I didn't have high hopes for the get-together, but it turned out to be all right. Not ackward. The food was good. My appetite's decreased a bit in the last week due to lack of food and no means to get groceries. And I've apparently lost ten pounds since I last weighed myself a few weeks ago. Still occupying to the same volume, so not sure what this means.

Most of my time was spent talking to Imran, and also to Nawshi and Raymond. I've known them for nearly nine years, so obviously I'm going to my comfort zone. I think I'm going to start working on a screenplay now; Imran and Raymond are serving as impetus.

So my mind locks up. Or doesn't work fast enough. And I couldn't contribute to the conversations that were going on. I don't know how to fix that. Everyone else is more outspoken or charming or wittier than me. I can't compete ever.

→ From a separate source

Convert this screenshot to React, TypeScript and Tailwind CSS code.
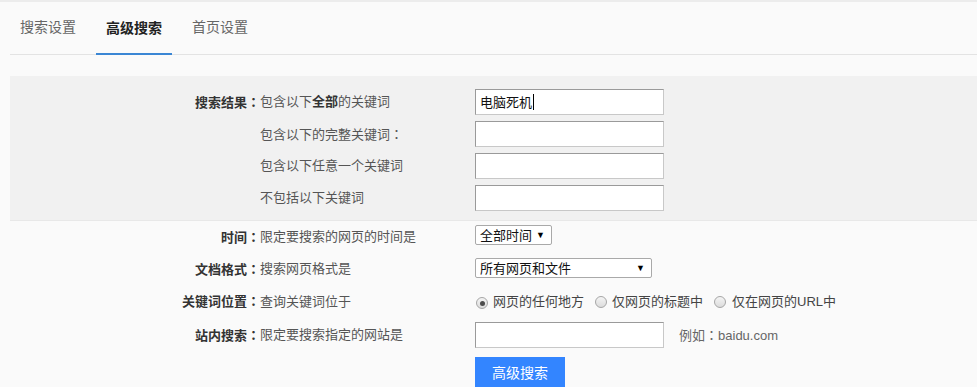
import React from "react";

const font = { fontFamily: '"Liberation Sans", "Noto Sans CJK SC", sans-serif' };

function C() {
  return <span className="font-['Noto_Sans_CJK_TC']">：</span>;
}

function Radio({ checked }: { checked?: boolean }) {
  return (
    <span className="relative inline-flex h-[12px] w-[12px] items-center justify-center rounded-full border border-[#a6a6a6] bg-gradient-to-b from-[#f4f4f4] to-[#dcdcdc]">
      {checked && <span className="h-[5px] w-[5px] rounded-full bg-[#4d4d4d]" />}
    </span>
  );
}

function TextInput({ value, caret, w = "w-[189px]" }: { value?: string; caret?: boolean; w?: string }) {
  return (
    <div
      className={`flex h-[26px] ${w} items-center border border-[#c8c8c8] border-l-[#9a9a9a] border-t-[#9a9a9a] bg-white pl-[4px] text-[13px] leading-none text-[#111]`}
    >
      {value}
      {caret && <span className="ml-[1px] inline-block h-[16px] w-[1px] bg-black" />}
    </div>
  );
}

function Select({ label, w }: { label: string; w: string }) {
  return (
    <div
      className={`flex h-[20px] ${w} items-center justify-between rounded-[2px] border border-[#a9a9a9] bg-white pl-[4px] pr-[6px] text-[13px] leading-none text-[#111]`}
    >
      <span>{label}</span>
      <span className="text-[9px] text-black">▼</span>
    </div>
  );
}

function Row({
  label,
  desc,
  children,
  h = "h-[32px]",
}: {
  label?: React.ReactNode;
  desc: React.ReactNode;
  children: React.ReactNode;
  h?: string;
}) {
  return (
    <div className={`flex ${h} items-center`}>
      <div className="w-[250px] text-right text-[13px] font-bold text-[#333]">
        {label}
        {label && <C />}
      </div>
      <div className="w-[215px] text-[13px] text-[#555]">{desc}</div>
      <div className="flex items-center">{children}</div>
    </div>
  );
}

export default function App() {
  return (
    <div style={font} className="min-h-[387px] w-[977px] overflow-hidden border-t-2 border-[#ececec] bg-[#fafafa]">
      <div className="ml-[10px] flex h-[53px] gap-[10px] border-b border-[#e3e3e3]">
        <div className="flex items-center px-[10px] pb-[1px] text-[14px] text-[#666]">搜索设置</div>
        <div className="-mb-[1px] flex items-center border-b-2 border-[#3a86d4] px-[10px] pt-[1px] text-[14px] font-bold text-[#222]">
          高级搜索
        </div>
        <div className="flex items-center px-[10px] pb-[1px] text-[14px] text-[#666]">首页设置</div>
      </div>

      <div className="ml-[10px] mt-[21px] border-b border-[#e8e8e8] bg-[#f1f1f1] pb-[6px] pt-[10px]">
        <Row label="搜索结果" desc={<>包含以下<b className="text-[#333]">全部</b>的关键词</>}>
          <TextInput value="电脑死机" caret />
        </Row>
        <Row desc={<>包含以下的完整关键词<C /></>}>
          <TextInput />
        </Row>
        <Row desc="包含以下任意一个关键词">
          <TextInput />
        </Row>
        <Row desc="不包括以下关键词">
          <TextInput />
        </Row>
      </div>

      <div className="ml-[10px]">
        <Row label="时间" desc="限定要搜索的网页的时间是">
          <div className="-mt-[4px]">
            <Select label="全部时间" w="w-[77px]" />
          </div>
        </Row>
        <Row label="文档格式" desc="搜索网页格式是">
          <div className="-mt-[2px]">
            <Select label="所有网页和文件" w="w-[177px]" />
          </div>
        </Row>
        <Row label="关键词位置" desc="查询关键词位于" h="h-[33px]">
          <div className="flex items-center text-[13px] text-[#444]">
            <span className="flex items-center">
              <span className="ml-[1px] mr-[5px]"><Radio checked /></span>
              网页的任何地方
            </span>
            <span className="ml-[11px] flex items-center">
              <Radio />
              <span className="ml-[5px]">仅网页的标题中</span>
            </span>
            <span className="ml-[11px] flex items-center">
              <Radio />
              <span className="ml-[6px]">仅在网页的URL中</span>
            </span>
          </div>
        </Row>
        <Row label="站内搜索" desc="限定要搜索指定的网站是" h="h-[34px]">
          <TextInput />
          <span className="ml-[15px] text-[13px] text-[#666]">例如<C />baidu.com</span>
        </Row>
        <div className="ml-[465px] mt-[5px] flex h-[32px] w-[90px] items-center justify-center bg-[#3385ff] text-[14px] text-white">
          高级搜索
        </div>
      </div>
    </div>
  );
}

And I'm beginning to think that much of what's taught about Islam, to muslims, is just wrong. Or unnecessary. I can't say for sure. There's just a prevailing feeling that people are more worried about going to hell and less so about trying to be genuinely good. And I'm the opposite. I don't think the thought of hell has scared me. There shouldn't be a reason to fear.

hello, world

Mach-2. Dangling skeletons. Elohim as humans having full use of their brains, located in the center of the universe, as ‘gods’. Want of a vampire's cape, for fashion, security, and warmth. Dim lights. Hum. Cold. Headache. Bored. Hunger. Dreary day. Watching nine-pins in the mountains where the thunder is made.

AHHH (2)

Andrew was regaling me with various interesting facts (which he has much of) and mentioned that ‘Jehovah’ was a misinterpretation of YHWH. So I said, jokingly, that people might as well say ‘Toby’ instead of Jehovah.

He then remembered a site that Jakob had shown him in the past. He looked up his name, then mine, and then Toby's.

Holy shit. On multiple levels.

Addendum. Toby has just found out that his middle name, John, also derives from YHWH. And so he's now acting quite the fool, singing out ‘Yahweh Yahweh Yahweh’ to the tune of that ‘Money money money’ song.